Short exercise:
Which lines contain the string "page"? Please list every one of them.

>> begin

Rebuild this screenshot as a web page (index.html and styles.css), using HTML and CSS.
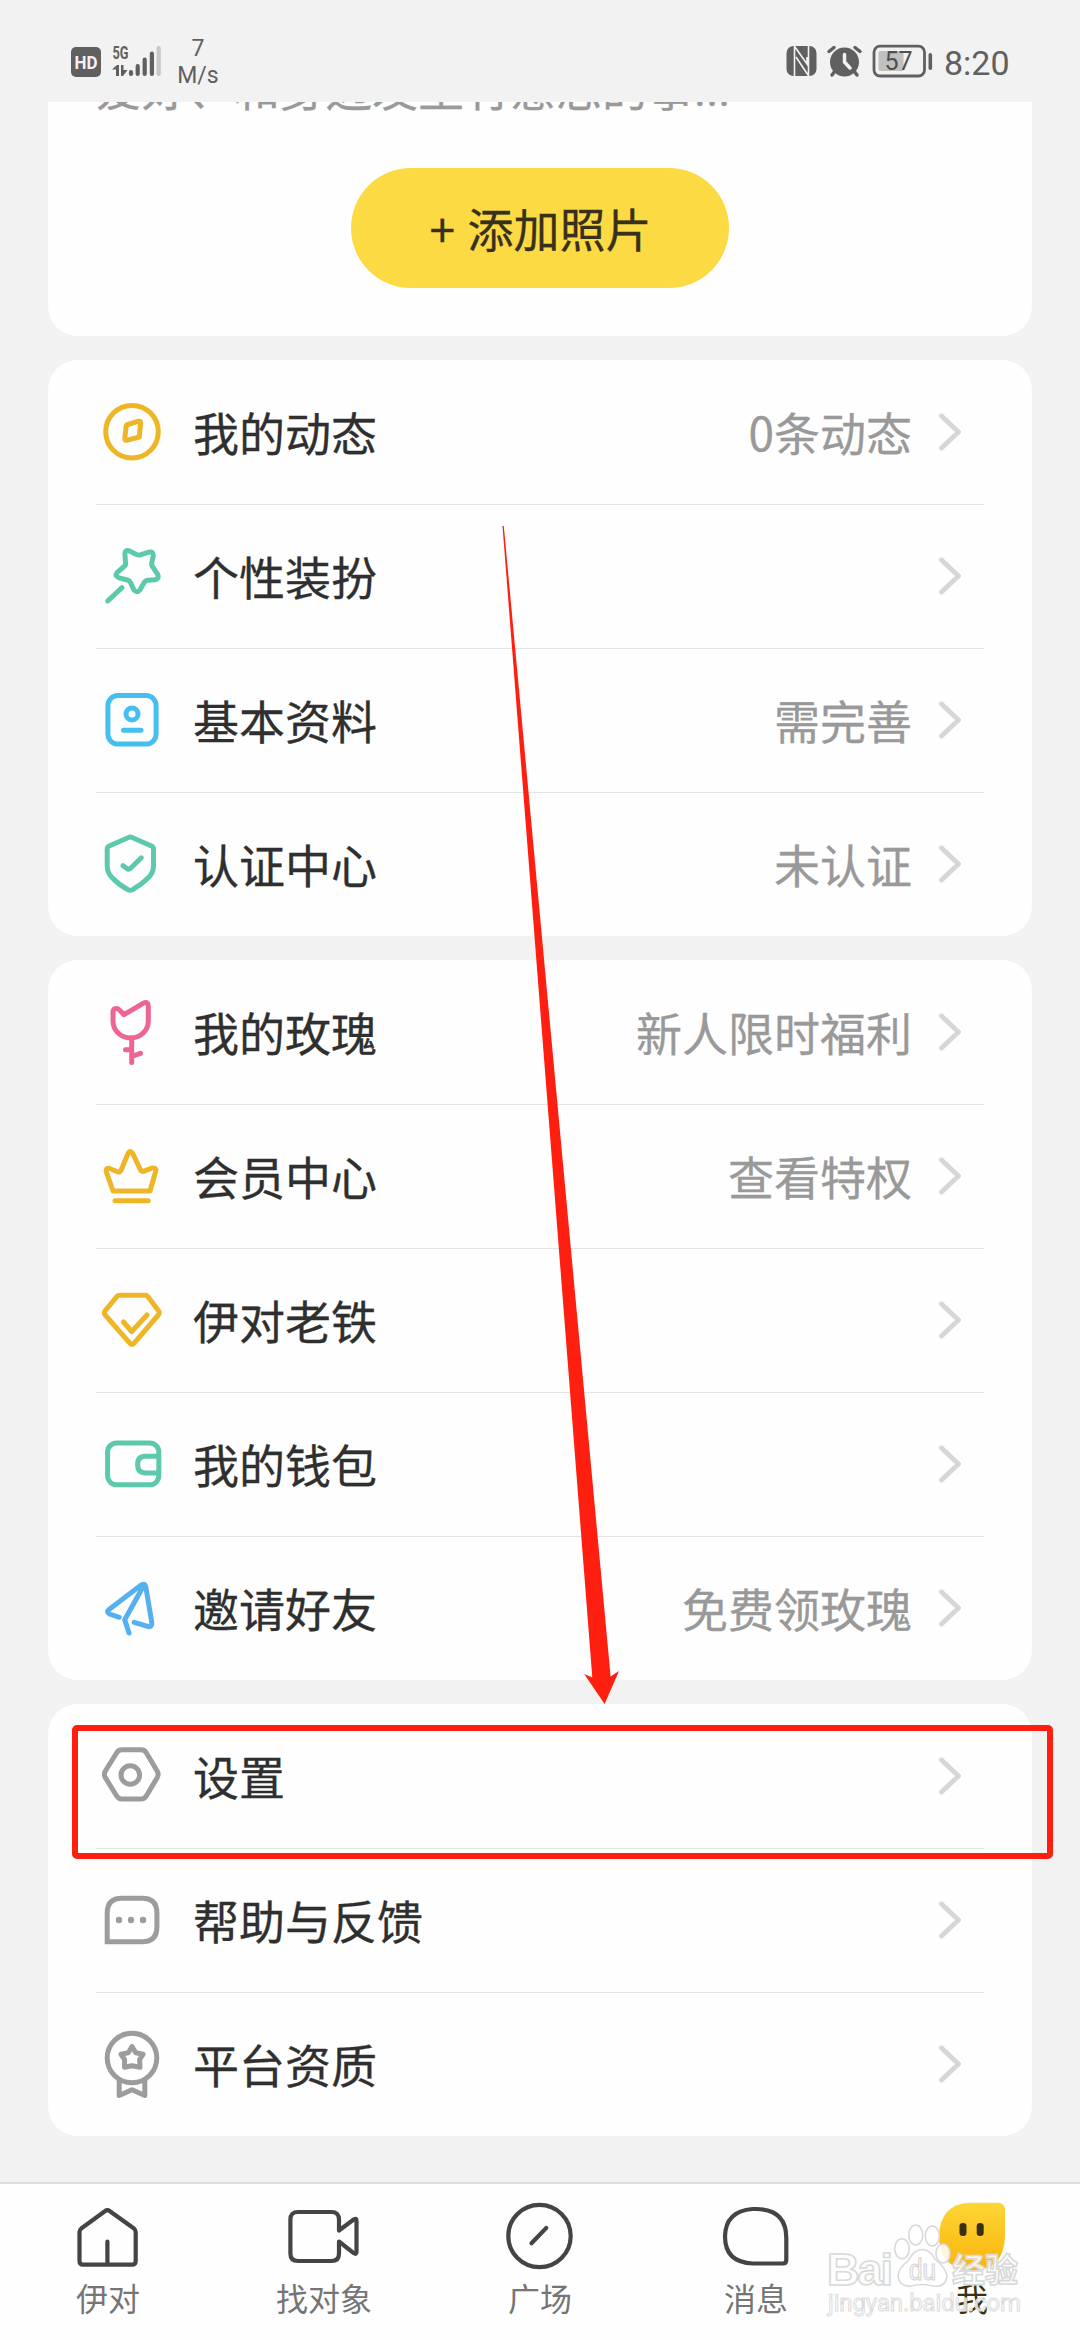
FILE: index.html
```html
<!DOCTYPE html>
<html lang="zh-CN">
<head>
  <meta charset="UTF-8">
  <title>我</title>
  <link rel="stylesheet" href="styles.css">
</head>

<body>

  <svg class="defs" width="0" height="0">
    <symbol id="arrow" viewBox="0 0 24 40">
      <path d="M4.5 4 L21.5 20 L4.5 36" fill="none" stroke="#d6d6d6" stroke-width="4.8" stroke-linecap="round" stroke-linejoin="round"/>
    </symbol>
  </svg>

  <!-- STATUS BAR -->
  <header class="status">
    <svg class="status-left" width="92" height="36" viewBox="0 0 92 36">
      <rect x="0" y="3" width="30" height="30" rx="5" fill="#606060"/>
      <text x="15" y="25" class="hd" textLength="23" lengthAdjust="spacingAndGlyphs">HD</text>
      <text x="41.5" y="15" class="net" textLength="16" lengthAdjust="spacingAndGlyphs">5G</text>
      <path d="M41 25.5 L46 21 H48 V32 H45 V25.5 Z M50 21 H52.5 V26 H56.5 L52 32 H50 Z" fill="#606060"/>
      <g stroke="#606060" stroke-width="4.2" stroke-linecap="round">
        <path d="M60 28.2 V30 M66.7 22.2 V30 M73.7 15.7 V30 M80.9 9.7 V30"/>
        <path d="M87.7 4.2 V30" stroke="#c8c8c8"/>
      </g>
    </svg>
    <div class="speed">7<br>M/s</div>
    <svg class="status-right" width="148" height="36" viewBox="0 0 148 36">
      <rect x="0.5" y="2" width="30" height="30" rx="7" fill="#606060"/>
      <path d="M8.5 2 V32 M9 3 L21 20 V13 M10 13 L22 31 M22.5 2 V32" fill="none" stroke="#f2f2f2" stroke-width="1.6"/>
      <circle cx="58.5" cy="18" r="14.5" fill="#606060"/>
      <path d="M43 7.5 L48 3.5 M74 7.5 L69 3.5 M49 27 L46 31 M68 27 L71 31" stroke="#606060" stroke-width="3.5" stroke-linecap="round"/>
      <path d="M58.5 10.5 V18 L64 24" fill="none" stroke="#f2f2f2" stroke-width="3.5" stroke-linecap="round"/>
      <rect x="88" y="2.2" width="50.5" height="29.8" rx="6" fill="none" stroke="#606060" stroke-width="2.8"/>
      <rect x="92.5" y="7" width="25" height="20" rx="2" fill="#c0c0c0"/>
      <text x="112.5" y="26" class="battery-num">57</text>
      <rect x="142.5" y="9" width="3.6" height="17" rx="1.8" fill="#606060"/>
    </svg>
    <div class="clock">8:20</div>
  </header>

  <main class="content">

    <section class="card intro">
      <p class="intro-text">爱好、和身边发生有意思的事<span class="dots">...</span></p>
      <button class="add-photo">+ 添加照片</button>
    </section>

    <section class="card">
      <div class="row">
        <svg class="icon gold" viewBox="0 0 72 72">
          <circle cx="36" cy="35.7" r="26.3"/>
          <path d="M32 28.5 L42.5 25.2 Q44.7 24.8 44.6 27 L43.3 41 L30.5 44.3 Q28.4 44.5 28.8 42.3 L30.1 30.5 Q30.3 29 32 28.5 Z"/>
        </svg>
        <span class="label">我的动态</span>
        <span class="value">0条动态</span>
        <svg class="chevron"><use href="#arrow"/></svg>
      </div>
      <div class="row">
        <svg class="icon mint" viewBox="0 0 72 72">
          <path d="M29.6 24 L28.9 13.5 Q29.2 9.5 33 10.7 L40.5 14.5 Q42.7 15.5 45 14.7 L53 12.2 Q58 11.5 57.2 16 L55.7 23 Q55.4 25 56.5 26.7 L61.8 34.5 Q63.8 38.5 59 39.7 L51.5 40.3 Q49.5 40.6 48.3 42.3 L44 49.8 Q40.7 53.5 37.8 49.8 L34.5 42.5 Q33.5 40.5 31.5 40 L23 37.8 Q18.2 35.8 21.3 32.3 L28 26.5 Q29.7 25.5 29.6 24 Z"/>
          <path d="M26 47.7 L11.7 61"/>
        </svg>
        <span class="label">个性装扮</span>
        <svg class="chevron"><use href="#arrow"/></svg>
      </div>
      <div class="row">
        <svg class="icon sky" viewBox="0 0 72 72">
          <rect x="11.9" y="11.5" width="48.2" height="48.6" rx="10"/>
          <circle cx="36" cy="30" r="6"/>
          <path d="M27.5 46.3 H45"/>
        </svg>
        <span class="label">基本资料</span>
        <span class="value">需完善</span>
        <svg class="chevron"><use href="#arrow"/></svg>
      </div>
      <div class="row">
        <svg class="icon mint" viewBox="0 0 72 72">
          <path d="M32.5 9.5 Q34.3 8.6 36.1 9.5 L55.5 18 Q57.5 19 57.5 21 V38 Q57.5 45 52 50 Q45 57 36.5 61.8 Q34.3 62.8 32.1 61.8 Q23 57 16.5 50 Q11.2 45 11.2 38 V21 Q11.2 19 13.2 18 Z"/>
          <path d="M27 37.7 L30.8 40.6 Q32.7 41.8 34.5 40.2 L45.3 29.8"/>
        </svg>
        <span class="label">认证中心</span>
        <span class="value">未认证</span>
        <svg class="chevron"><use href="#arrow"/></svg>
      </div>
    </section>

    <section class="card">
      <div class="row">
        <svg class="icon pink" viewBox="0 0 72 72">
          <path d="M17 16.5 Q17 12.5 20 12.5 Q22.3 12.3 24 14.5 L28 18.7 L47.5 7.2 Q52.3 5 52.3 10.5 V25 A17.6 17 0 0 1 17 25 Z"/>
          <path d="M35.7 42 V66.5 M29.5 53.7 H35.7 M44.5 57.3 L35.7 60.5"/>
        </svg>
        <span class="label">我的玫瑰</span>
        <span class="value">新人限时福利</span>
        <svg class="chevron"><use href="#arrow"/></svg>
      </div>
      <div class="row">
        <svg class="icon gold" viewBox="0 0 72 72">
          <path d="M17 51 L10.2 31.5 Q9.6 28 13 28.3 L22 32 Q24 32.3 25 30.5 L32 13.5 Q34.3 9.3 36.7 13.5 L44.5 30 Q45.5 31.8 47.5 31.3 L56 28 Q60.5 27.5 59.8 31 L54 51 Z"/>
          <path d="M19 60.7 H52.2"/>
        </svg>
        <span class="label">会员中心</span>
        <span class="value">查看特权</span>
        <svg class="chevron"><use href="#arrow"/></svg>
      </div>
      <div class="row">
        <svg class="icon gold" viewBox="0 0 72 72">
          <path d="M23.8 11.2 H49.5 Q50.8 11.2 51.6 12.2 L62.7 27 Q63.9 29.2 62.3 31 L38 59.3 Q36 61.3 34 59.3 L9.2 31 Q7.6 29.2 8.9 27 L21 12.4 Q22 11.2 23.8 11.2 Z"/>
          <path d="M27.5 38 L35.7 47.5 L51 31"/>
        </svg>
        <span class="label">伊对老铁</span>
        <svg class="chevron"><use href="#arrow"/></svg>
      </div>
      <div class="row">
        <svg class="icon mint" viewBox="0 0 72 72">
          <rect x="11.6" y="15" width="51.2" height="41.8" rx="9"/>
          <path d="M62 28.3 H49.5 Q41.6 28.3 41.6 36.6 Q41.6 45 49.5 45 H62"/>
        </svg>
        <span class="label">我的钱包</span>
        <svg class="chevron"><use href="#arrow"/></svg>
      </div>
      <div class="row">
        <svg class="icon blue" viewBox="0 0 72 72">
          <path d="M23.3 45.3 L13.5 42 Q10 40 13 37.5 L45.5 12.8 Q49 10.8 49.8 15 L55.8 50.5 Q56.2 55 52.5 54.7 L38.2 50.3"/>
          <path d="M48 13 L28.7 47.7 L33 61"/>
        </svg>
        <span class="label">邀请好友</span>
        <span class="value">免费领玫瑰</span>
        <svg class="chevron"><use href="#arrow"/></svg>
      </div>
    </section>

    <section class="card">
      <div class="row">
        <svg class="icon gray" viewBox="0 0 72 72">
          <path d="M26 9.8 H45 Q48.5 9.8 50.3 12.7 L61.3 31.2 Q63 34.3 61.3 37.4 L50.3 56 Q48.5 59 45 59 H26 Q22.5 59 20.7 56 L9.2 37.4 Q7.5 34.3 9.2 31.2 L20.7 12.7 Q22.5 9.8 26 9.8 Z"/>
          <circle cx="34.3" cy="35" r="9.3"/>
        </svg>
        <span class="label">设置</span>
        <svg class="chevron"><use href="#arrow"/></svg>
      </div>
      <div class="row">
        <svg class="icon gray" viewBox="0 0 72 72">
          <path class="sharp" d="M11.2 57.8 V29 Q11.2 14.2 26 14.2 H46 Q60.9 14.2 60.9 29 V43 Q60.9 57.8 46 57.8 Z"/>
          <g fill="#9c9c9c" stroke="none"><circle cx="23" cy="36" r="3.2"/><circle cx="35" cy="36" r="3.2"/><circle cx="47" cy="36" r="3.2"/></g>
        </svg>
        <span class="label">帮助与反馈</span>
        <svg class="chevron"><use href="#arrow"/></svg>
      </div>
      <div class="row">
        <svg class="icon gray" viewBox="0 0 72 72">
          <circle cx="36" cy="30" r="24.8"/>
          <path d="M36 18.6 L39.8 24.8 L47 26.3 L43.6 31.5 L44 39.3 L36 37.7 L28.5 39.3 L28.6 31.5 L25 26.3 L32.3 24.8 Z"/>
          <path d="M23.2 52 V67.5 L36 61.7 L48.8 67.5 V52"/>
        </svg>
        <span class="label">平台资质</span>
        <svg class="chevron"><use href="#arrow"/></svg>
      </div>
    </section>

  </main>

  <!-- BOTTOM NAV -->
  <nav class="tabs">
    <div class="tab">
      <svg class="tab-icon" viewBox="0 0 72 72">
        <path d="M33.2 11 Q35.4 9.2 37.6 11 L62 28.5 Q63.7 30 63.7 32 V61 Q63.7 64.7 60 64.7 H11.2 Q7.5 64.7 7.5 61 V32 Q7.5 30 9.2 28.5 Z M35.4 41.5 V64"/>
      </svg>
      <span>伊对</span>
    </div>
    <div class="tab">
      <svg class="tab-icon" viewBox="0 0 72 72">
        <path d="M51 30.5 V19.5 Q51 12 43.5 12 H10 Q2.4 12 2.4 19.5 V53.5 Q2.4 61 10 61 H43.5 Q51 61 51 53.5 V41.5 L66 53.3 Q68.5 54.8 68.5 52 V20.5 Q68.5 17.8 66 19.3 Z"/>
      </svg>
      <span>找对象</span>
    </div>
    <div class="tab">
      <svg class="tab-icon" viewBox="0 0 72 72">
        <circle cx="35.5" cy="36" r="31.2"/>
        <path d="M27.5 43.3 L42.3 27.9"/>
      </svg>
      <span>广场</span>
    </div>
    <div class="tab">
      <svg class="tab-icon" viewBox="0 0 72 72">
        <path d="M32.5 9 H36 Q66.3 9.5 66.3 38 V60 Q66.3 63.5 63 63.5 H33 Q5 62.5 5 36.5 Q5.5 11 32.5 9 Z"/>
      </svg>
      <span>消息</span>
    </div>
    <div class="tab active">
      <svg class="tab-icon" viewBox="0 0 72 72">
        <defs>
          <linearGradient id="face" x1="0" y1="0" x2="0" y2="1">
            <stop offset="0" stop-color="#fdd535"/>
            <stop offset="1" stop-color="#fbb40c"/>
          </linearGradient>
        </defs>
        <path d="M34 2.7 H62 Q69 3 69 10 V36 Q68 70.5 36 70.5 Q3 69 3 36 Q4 4 34 2.7 Z" fill="url(#face)" stroke="none"/>
        <rect x="23.5" y="23" width="7" height="13" rx="3.3" fill="#3a3010" stroke="none"/>
        <rect x="40.7" y="23" width="7" height="13" rx="3.3" fill="#3a3010" stroke="none"/>
      </svg>
      <span>我</span>
    </div>
  </nav>

  <!-- marks drawn over the page -->
  <div class="mark-box"></div>
  <svg class="mark-arrow" width="120" height="1180" viewBox="500 526 120 1180">
    <path d="M502.5 526 H503.8 L610.6 1676.5 L619 1671 L604.6 1704 L584.2 1674 L592.3 1677.5 Z" fill="#ff1f10"/>
  </svg>

  <svg class="watermark" width="210" height="110" viewBox="0 0 210 110">
    <g fill="#fff" fill-opacity=".85" stroke="#d9d9d9" stroke-width="1.6">
      <text x="7" y="70" class="wm-big" textLength="66">Bai</text>
      <ellipse cx="82" cy="33.7" rx="7.3" ry="10"/>
      <ellipse cx="95.7" cy="20" rx="7" ry="10"/>
      <ellipse cx="112.3" cy="21" rx="7" ry="10"/>
      <ellipse cx="123" cy="38.5" rx="7" ry="9.5"/>
      <path d="M102 34.5 Q110 34.5 115 44 Q127 54 127 62 Q125 73 113 71 Q102 68 91 71 Q79 72 78 61 Q78 54 88 46 Q94 34.5 102 34.5 Z"/>
      <text x="132" y="67" class="wm-cn">经验</text>
    </g>
    <text x="89" y="65" class="wm-du" textLength="27" lengthAdjust="spacingAndGlyphs">du</text>
    <text x="8" y="96" class="wm-url" textLength="193">jingyan.baidu.com</text>
  </svg>

</body>
</html>
```

FILE: styles.css
```css
* {
  box-sizing: border-box;
}

body {
  font-family: "Noto Sans CJK SC", sans-serif;
  background: #f2f2f2;
  color: #2f2f2f;
  margin: 0;
  width: 1080px;
  height: 2340px;
  position: relative;
  display: flex;
  flex-direction: column;
  overflow: hidden;
}

.defs {
  position: absolute;
}

/* status bar */
.status {
  height: 102px;
  flex: none;
  display: flex;
  align-items: flex-start;
  padding: 44px 71px 0 71px;
  color: #606060;
  font-family: Roboto, sans-serif;
}

.speed {
  width: 60px;
  margin: -9px 0 0 4px;
  font-size: 23px;
  line-height: 27px;
  text-align: center;
  padding-left: 2px;
}

.status-right {
  margin-left: auto;
}

.clock {
  font-size: 34px;
  line-height: 40px;
  width: 65px;
  margin-left: 10px;
  margin-top: -1px;
  white-space: nowrap;
}

.hd {
  font: 700 19px Roboto, sans-serif;
  fill: #f2f2f2;
  text-anchor: middle;
}

.net {
  font: 700 19px Roboto, sans-serif;
  fill: #606060;
}

.battery-num {
  font: 400 25px Roboto, sans-serif;
  fill: #505050;
  text-anchor: middle;
}

/* cards */
.content {
  flex: 1;
  display: flex;
  flex-direction: column;
  gap: 24px;
  padding: 0 48px;
}

.card {
  background: #fefefe;
  border-radius: 30px;
  padding: 0 48px;
}

.intro {
  height: 234px;
  border-radius: 0 0 30px 30px;
  overflow: hidden;
  display: flex;
  flex-direction: column;
  align-items: center;
}

.intro-text {
  align-self: flex-start;
  height: 60px;
  margin: -46px 0 52px;
  font-size: 46px;
  line-height: 60px;
  color: #999;
  -webkit-text-stroke: 0.3px;
}

.dots {
  font-family: Roboto, sans-serif;
  line-height: 1;
}

.add-photo {
  width: 378px;
  height: 120px;
  flex: none;
  border: none;
  border-radius: 60px;
  background: #fcda44;
  color: #37301a;
  font-family: inherit;
  font-size: 46px;
  word-spacing: 2px;
  padding: 0 0 3px 1px;
  -webkit-text-stroke: 0.3px;
}

.row {
  height: 144px;
  display: flex;
  align-items: center;
  font-size: 46px;
  line-height: 66px;
}

.row + .row {
  box-shadow: inset 0 1px #e3e3e3;
}

.icon {
  width: 72px;
  height: 72px;
  flex: none;
  margin-right: 25px;
  fill: none;
  stroke: currentColor;
  stroke-width: 5;
  stroke-linecap: round;
  stroke-linejoin: round;
}

.icon .sharp {
  stroke-linejoin: miter;
}

.gold { color: #eeb627; }
.mint { color: #5dc9ac; }
.sky { color: #45bff0; }
.pink { color: #ee6494; }
.blue { color: #55b0f0; }
.gray { color: #9c9c9c; }

.label,
.value {
  padding-bottom: 3px;
  -webkit-text-stroke: 0.3px;
}

.value {
  margin-left: auto;
  color: #999;
}

.chevron {
  width: 24px;
  height: 40px;
  flex: none;
  margin: 0 23px 0 auto;
}

.value + .chevron {
  margin-left: 25px;
}

/* bottom nav */
.tabs {
  height: 158px;
  flex: none;
  background: #fefefe;
  border-top: 2px solid #dcdcdc;
  display: grid;
  grid-template-columns: repeat(5, 1fr);
}

.tab {
  display: flex;
  flex-direction: column;
  align-items: center;
  padding-top: 16px;
  font-size: 32px;
  line-height: 40px;
  color: #757575;
}

.tab span {
  margin-top: 5px;
}

.tab-icon {
  width: 72px;
  height: 72px;
  fill: none;
  stroke: #444;
  stroke-width: 4.2;
  stroke-linecap: round;
  stroke-linejoin: round;
}

.active {
  color: #37320f;
}

/* overlays */
.mark-box {
  position: absolute;
  left: 72px;
  top: 1725px;
  width: 981px;
  height: 134px;
  border: 6px solid #ff1f10;
  border-radius: 5px;
}

.mark-arrow {
  position: absolute;
  left: 500px;
  top: 526px;
}

.watermark {
  position: absolute;
  left: 820px;
  top: 2215px;
}

.wm-big {
  font: 700 45px "Liberation Sans", sans-serif;
}

.wm-du {
  font: 400 29px "Liberation Sans", sans-serif;
  fill: #fff;
  stroke: #d4d4d4;
  stroke-width: 1.2;
}

.wm-cn {
  font: 700 33px "Noto Sans CJK SC", sans-serif;
}

.wm-url {
  font: 400 24px Roboto, sans-serif;
  fill: #fff;
  fill-opacity: .8;
  stroke: #dcdcdc;
  stroke-width: 1;
}
```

>> end

Exercise output:
Rebuild this screenshot as a web page (index.html and styles.css), using HTML and CSS.
  <!-- marks drawn over the page -->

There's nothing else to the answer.